Liberalism aspires to be compatible with religious faith

"France's laïcité is broadly liberal - but in recent years, it has imposed unjustifiable restraints on the expression of Muslim faith in the public sphere. US separationism is broadly liberal, but the delegation of crucial welfare functions to privately-funded faith groups raises deep issues of equality and non-discrimination.

“Closer to home, there are question marks over whether the continued grip of the Catholic Church in Irish public life – notably through educational monopoly and control of reproductive rights – is compatible with minimal secularism.”

Where liberalism becomes more than mere neutrality it stands open to the charge that it is smuggling in its own ideology. Is liberalism, then, a kind of religion?

“I do not think that liberalism is neutral, ethically speaking, but this does not mean that it is a religion.

“Liberalism, most obviously, is not neutral about its own values: it is committed to substantive values of freedom and equality and to ideals of social co-operation. So it is not neutral towards straightforwardly illiberal conceptions – some of them religious – that deny basic equality and freedom and that assert that the pursuit of truth and salvation should take precedence over political justice and social co-operation.
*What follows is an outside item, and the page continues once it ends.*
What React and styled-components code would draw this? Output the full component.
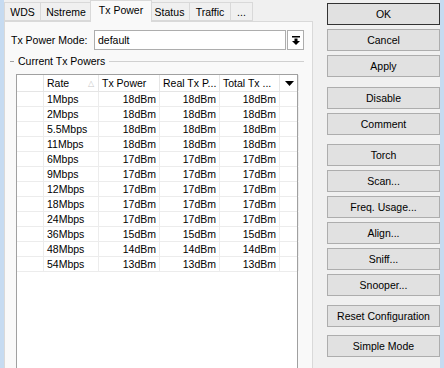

“But liberalism aspires to be compatible with religious faith: it does not privilege unbelief over belief, nor does it favour one religious conception over another. This is the limited neutrality to which it aspires.
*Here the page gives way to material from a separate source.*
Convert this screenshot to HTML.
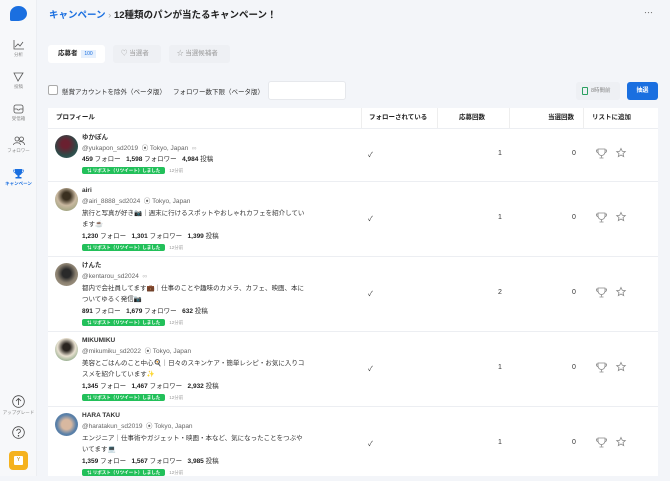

"This is different from more militant forms of liberalism and secularism, which postulate that religious belief is intrinsically incompatible with liberalism - and which therefore substitute their own atheistic, humanistic worldview for that of religions. The purely political liberalism I favour is not a religion in this sense, and one of the reasons I find it attractive is that it can form the basis for a kind of overlapping consensus around political values between citizens of faith and citizens of no faith.

Only the liberal state has the legitimacy to decide where the boundaries of religion are

“That said, we should not underestimate the points of tension between this modest political liberalism and traditional religious faith. In the areas of education, reproductive rights, sexuality, and the scope of anti-discrimination legislation, political liberalism is associated with distinctively progressive, individualistic, and egalitarian positions that directly run counter to the claims of faith groups to run their own (religious) affairs.

“In my book, I show that what is deeply disturbing about liberalism for many people of faith, is the way in which it grants the state the authority to rule over what they see as core theological questions (eg What is marriage? When does human life begin?).

“So we could say that the radicalism of the liberal state lies in the fact that, while it is committed to respect for the principle of separation of state and religion, only it has the legitimacy to decide where the boundaries of religion are.”

A criticism of liberals is that they take a “Protestant view” of faith in that they assume religion is a belief-based, voluntary chosen enterprise - and then seek only to accommodate this type of religion. How do you respond to this charge?

“A ‘Protestant’ view of what true religion is has come through in recent public debates - for example around the regulation of Islamic veiling in Europe. Some popular commentators doubt whether the practice of veiling is properly ‘religious’. They say, for example, that it is only an ‘external’ practice and not an ‘internal’ belief; or they say that it is not really obligatory, as it is not one of the five pillars of Islam; or they say that it is not freely endorsed by women - and that because women are coerced into veiling, it is not an expression of freedom of religion.

“But while these misconceptions are common in public debate, liberal political theorists are not generally guilty of them. Philosophical and legal debates about religious exemptions and accommodations have concerned religious practices - religious dress and symbols, Shabbat and Friday prayers; the ingestion of peyote; ritual animal slaughter, and so forth - with little concern for the question of whether these practices are freely endorsed, formally obligatory, and so on.

“It is true, however, that liberals generally value the individualistic dimension of freedom of religion over its collective dimension; and so they would emphasise the crucial importance of freedom from religion - the freedom the individual has to dissociate and repudiate one’s religious faith. Liberalism is undeniably individualistic in this sense - and bears an historically complex relationship with both the Protestant Reformation and the Enlightenment.”

One of the big battlegrounds for liberalism today is education. Should all state-funded schools be secular?

“It depends on what is meant by secular. I think an ideal liberal school should be secular in the following sense: it should be open to the whole community with no restriction of belief or origin; it should not teach that any particular religion is true; it should teach scientific truths as well as basic political truths (about gender and sexuality equality, etc); it should be tolerant of all religions; it should expose all children to religious diversity.

Secular reform can take different forms in different societies

“Of course, in practice, things are messier. For example, some ‘religious’ schools might actually be more effective at inculcating ideals of tolerance and equality than ‘secular’ schools. Or there might be an extensive sector of private religious schools – and the question arises as to whether it is best to fund them publicly, so as to be able to control them publicly too.

“Faith schools in receipt of public funds can more easily be enticed to meet basic liberal standards of non-discrimination, gender equality, and toleration than wholly private faith schools. We have to start from where we are – and secular reform can take different forms in different societies.”